Synaptic transistor based on reversible hydrogenation of graphene channel

Graphene transistors with a gate-controlled transition of neuromorphic functions between artificial neurons and synapses have attracted increasing attention because the atomic thickness could be easily modulated by different stimuli, which is very beneficial for synaptic applications. As a modulation method, a graphene electrolyte-gated transistor (EGT) has been proposed, in which the electrical conductance of the graphene channel is modulated by reversible electrochemical hydrogenation of graphene. However, only a sparse physically realized graphene-based synaptic H+-EGTs have been reported due to the difficulty of achieving a high concentration of protons at the electrolyte–graphene interface.
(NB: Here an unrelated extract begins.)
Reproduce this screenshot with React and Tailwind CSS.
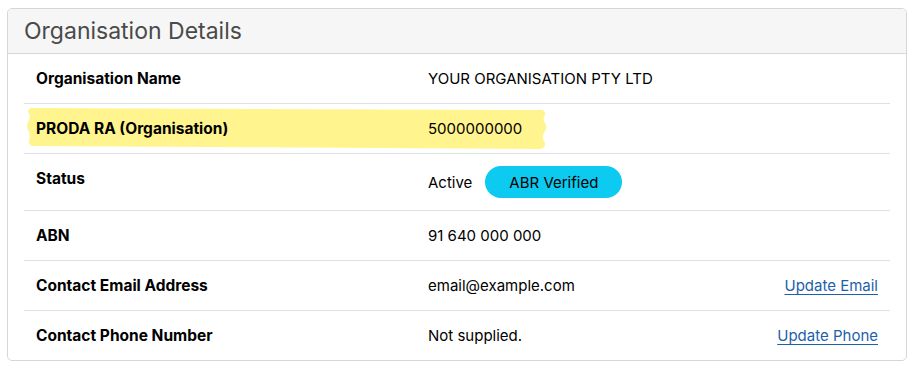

Here, we have reported the H+-EGTs with a highly defective graphene channel and a gel electrolyte [H3PO4/poly(vinyl alcohol)], which is based on hydrogenation and dehydrogenation of highly defected-graphene, performing the similar functions as the common artificial synaptic transistors, with good retention (<1% attenuation per minute), analog tunability (>200 nonvolatile states), and precisely controllable resistance (∼0.4% step flipped per synaptic event). In addition, the cyclic voltammetry test was applied to confirm the hydrogenation and dehydrogenation of the graphene channel. It is expected that this principle can provide ideas for designing graphene-based artificial synapses enabling integrated functions of in-memory computing and in-memory sensing for the neuromorphic system.